* Challenge *
Write every line out verbatim and omit the pictures.

Start

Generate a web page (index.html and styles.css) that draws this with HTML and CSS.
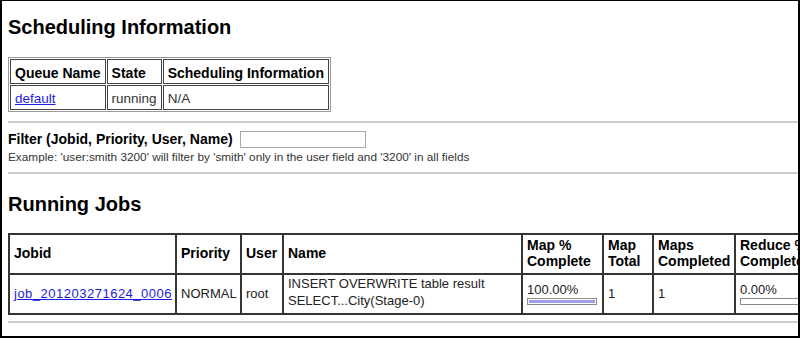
FILE: index.html
```html
<!DOCTYPE html>
<html>
<head>
<meta charset="utf-8">
<title>Hadoop Map/Reduce Administration</title>
<link rel="stylesheet" href="styles.css">
</head>
<body>
<div class="frame">
  <div class="page">
    <h1 class="title">Scheduling Information</h1>
    <table class="queue">
      <thead>
        <tr><th>Queue Name</th><th>State</th><th>Scheduling Information</th></tr>
      </thead>
      <tbody>
        <tr><td><a href="#">default</a></td><td>running</td><td>N/A</td></tr>
      </tbody>
    </table>
    <hr class="rule rule-1">
    <div class="filter">
      <label class="filter-label" for="filter">Filter (Jobid, Priority, User, Name)</label>
      <input class="filter-input" id="filter" type="text">
    </div>
    <p class="example">Example: 'user:smith 3200' will filter by 'smith' only in the user field and '3200' in all fields</p>
    <hr class="rule rule-2">
    <h1 class="title title-jobs">Running Jobs</h1>
    <table class="jobs">
      <thead>
        <tr>
          <th class="c-jobid">Jobid</th>
          <th class="c-priority">Priority</th>
          <th class="c-user">User</th>
          <th class="c-name">Name</th>
          <th class="c-mappct">Map %<br>Complete</th>
          <th class="c-maptotal">Map<br>Total</th>
          <th class="c-mapsdone">Maps<br>Completed</th>
          <th class="c-redpct">Reduce %<br>Complete</th>
        </tr>
      </thead>
      <tbody>
        <tr>
          <td><a class="joblink" href="#">job_201203271624_0006</a></td>
          <td>NORMAL</td>
          <td>root</td>
          <td class="name">INSERT OVERWRITE table result<br>SELECT...City(Stage-0)</td>
          <td><div class="pct">100.00%</div><div class="bar"><div class="fill" style="width:100%"></div></div></td>
          <td>1</td>
          <td>1</td>
          <td><div class="pct">0.00%</div><div class="bar"><div class="fill" style="width:0%"></div></div></td>
        </tr>
      </tbody>
    </table>
    <hr class="rule rule-3">
  </div>
</div>
</body>
</html>
```
FILE: styles.css
```css
html, body {
  margin: 0;
  padding: 0;
  background: #fff;
}

body {
  font-family: "Liberation Sans", Arial, sans-serif;
  color: #000;
}

.frame {
  width: 800px;
  height: 338px;
  box-sizing: border-box;
  border-style: solid;
  border-color: #000;
  border-width: 1px 2px 2px 2px;
  overflow: hidden;
}

.page {
  width: 1000px;
  padding-left: 6px;
}

.title {
  margin: 14px 0 0;
  font-size: 20px;
  line-height: 24px;
  font-weight: bold;
}

.title-jobs {
  margin-top: 18px;
}

a {
  color: #1c1ce0;
  text-decoration: underline;
}

/* Queue table */
.queue {
  margin-top: 18px;
  border-collapse: separate;
  border-spacing: 1px;
  border: 1px solid #9a9a9a;
}

.queue tr {
  height: 25px;
}

.queue th,
.queue td {
  border: 1px solid #454545;
  padding: 3px 4px 0;
  text-align: left;
  vertical-align: middle;
}

.queue th {
  font-size: 14px;
  line-height: 16px;
  font-weight: bold;
}

.queue td {
  font-size: 13.5px;
  line-height: 16px;
  color: #333;
}

/* Rules */
.rule {
  border: 0;
  height: 2px;
  background: #cdcdcd;
  margin: 9px 0 0;
}

.rule-2 {
  margin-top: 8px;
}

.rule-3 {
  margin-top: 6px;
}

/* Filter */
.filter {
  display: flex;
  align-items: flex-start;
  gap: 7px;
  margin-top: 8px;
}

.filter-label {
  font-size: 14px;
  line-height: 16px;
  font-weight: bold;
}

.filter-input {
  width: 126px;
  height: 17px;
  box-sizing: border-box;
  border: 1px solid #a9a9a9;
  padding: 0;
  margin: 0;
  background: #fff;
}

.example {
  margin: 3px 0 0;
  font-size: 11.8px;
  line-height: 13px;
  color: #333;
}

/* Jobs table */
.jobs {
  margin-top: 17px;
  border-collapse: separate;
  border-spacing: 0;
  border: 1px solid #353535;
  table-layout: fixed;
  width: 809px;
}

.jobs tr {
  height: 40px;
}

.jobs th,
.jobs td {
  box-sizing: border-box;
  border: 1px solid #353535;
  text-align: left;
  vertical-align: middle;
}

.jobs th {
  font-size: 14px;
  line-height: 16px;
  font-weight: bold;
  padding: 1px 4px 3px;
}

.jobs td {
  font-size: 13px;
  line-height: 17px;
  color: #222;
  padding: 0 4px 2px;
}

.jobs td.name {
  vertical-align: top;
}

.joblink {
  letter-spacing: 0.5px;
}

.c-jobid { width: 167px; }
.c-priority { width: 65px; }
.c-user { width: 42px; }
.c-name { width: 239px; }
.c-mappct { width: 81px; }
.c-maptotal { width: 50px; }
.c-mapsdone { width: 82px; }
.c-redpct { width: 81px; }

.pct {
  line-height: 17px;
}

.bar {
  width: 70px;
  height: 7px;
  box-sizing: border-box;
  border: 1px solid #8a8a8a;
  padding: 1px;
  background: #fff;
}

.fill {
  height: 100%;
  background: #9d9def;
}
```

End

* Worked answer *
Generate a web page (index.html and styles.css) that draws this with HTML and CSS.
FILE: index.html
```html
<!DOCTYPE html>
<html>
<head>
<meta charset="utf-8">
<title>Hadoop Map/Reduce Administration</title>
<link rel="stylesheet" href="styles.css">
</head>
<body>
<div class="frame">
  <div class="page">
    <h1 class="title">Scheduling Information</h1>
    <table class="queue">
      <thead>
        <tr><th>Queue Name</th><th>State</th><th>Scheduling Information</th></tr>
      </thead>
      <tbody>
        <tr><td><a href="#">default</a></td><td>running</td><td>N/A</td></tr>
      </tbody>
    </table>
    <hr class="rule rule-1">
    <div class="filter">
      <label class="filter-label" for="filter">Filter (Jobid, Priority, User, Name)</label>
      <input class="filter-input" id="filter" type="text">
    </div>
    <p class="example">Example: 'user:smith 3200' will filter by 'smith' only in the user field and '3200' in all fields</p>
    <hr class="rule rule-2">
    <h1 class="title title-jobs">Running Jobs</h1>
    <table class="jobs">
      <thead>
        <tr>
          <th class="c-jobid">Jobid</th>
          <th class="c-priority">Priority</th>
          <th class="c-user">User</th>
          <th class="c-name">Name</th>
          <th class="c-mappct">Map %<br>Complete</th>
          <th class="c-maptotal">Map<br>Total</th>
          <th class="c-mapsdone">Maps<br>Completed</th>
          <th class="c-redpct">Reduce %<br>Complete</th>
        </tr>
      </thead>
      <tbody>
        <tr>
          <td><a class="joblink" href="#">job_201203271624_0006</a></td>
          <td>NORMAL</td>
          <td>root</td>
          <td class="name">INSERT OVERWRITE table result<br>SELECT...City(Stage-0)</td>
          <td><div class="pct">100.00%</div><div class="bar"><div class="fill" style="width:100%"></div></div></td>
          <td>1</td>
          <td>1</td>
          <td><div class="pct">0.00%</div><div class="bar"><div class="fill" style="width:0%"></div></div></td>
        </tr>
      </tbody>
    </table>
    <hr class="rule rule-3">
  </div>
</div>
</body>
</html>
```
FILE: styles.css
```css
html, body {
  margin: 0;
  padding: 0;
  background: #fff;
}

body {
  font-family: "Liberation Sans", Arial, sans-serif;
  color: #000;
}

.frame {
  width: 800px;
  height: 338px;
  box-sizing: border-box;
  border-style: solid;
  border-color: #000;
  border-width: 1px 2px 2px 2px;
  overflow: hidden;
}

.page {
  width: 1000px;
  padding-left: 6px;
}

.title {
  margin: 14px 0 0;
  font-size: 20px;
  line-height: 24px;
  font-weight: bold;
}

.title-jobs {
  margin-top: 18px;
}

a {
  color: #1c1ce0;
  text-decoration: underline;
}

/* Queue table */
.queue {
  margin-top: 18px;
  border-collapse: separate;
  border-spacing: 1px;
  border: 1px solid #9a9a9a;
}

.queue tr {
  height: 25px;
}

.queue th,
.queue td {
  border: 1px solid #454545;
  padding: 3px 4px 0;
  text-align: left;
  vertical-align: middle;
}

.queue th {
  font-size: 14px;
  line-height: 16px;
  font-weight: bold;
}

.queue td {
  font-size: 13.5px;
  line-height: 16px;
  color: #333;
}

/* Rules */
.rule {
  border: 0;
  height: 2px;
  background: #cdcdcd;
  margin: 9px 0 0;
}

.rule-2 {
  margin-top: 8px;
}

.rule-3 {
  margin-top: 6px;
}

/* Filter */
.filter {
  display: flex;
  align-items: flex-start;
  gap: 7px;
  margin-top: 8px;
}

.filter-label {
  font-size: 14px;
  line-height: 16px;
  font-weight: bold;
}

.filter-input {
  width: 126px;
  height: 17px;
  box-sizing: border-box;
  border: 1px solid #a9a9a9;
  padding: 0;
  margin: 0;
  background: #fff;
}

.example {
  margin: 3px 0 0;
  font-size: 11.8px;
  line-height: 13px;
  color: #333;
}

/* Jobs table */
.jobs {
  margin-top: 17px;
  border-collapse: separate;
  border-spacing: 0;
  border: 1px solid #353535;
  table-layout: fixed;
  width: 809px;
}

.jobs tr {
  height: 40px;
}

.jobs th,
.jobs td {
  box-sizing: border-box;
  border: 1px solid #353535;
  text-align: left;
  vertical-align: middle;
}

.jobs th {
  font-size: 14px;
  line-height: 16px;
  font-weight: bold;
  padding: 1px 4px 3px;
}

.jobs td {
  font-size: 13px;
  line-height: 17px;
  color: #222;
  padding: 0 4px 2px;
}

.jobs td.name {
  vertical-align: top;
}

.joblink {
  letter-spacing: 0.5px;
}

.c-jobid { width: 167px; }
.c-priority { width: 65px; }
.c-user { width: 42px; }
.c-name { width: 239px; }
.c-mappct { width: 81px; }
.c-maptotal { width: 50px; }
.c-mapsdone { width: 82px; }
.c-redpct { width: 81px; }

.pct {
  line-height: 17px;
}

.bar {
  width: 70px;
  height: 7px;
  box-sizing: border-box;
  border: 1px solid #8a8a8a;
  padding: 1px;
  background: #fff;
}

.fill {
  height: 100%;
  background: #9d9def;
}
```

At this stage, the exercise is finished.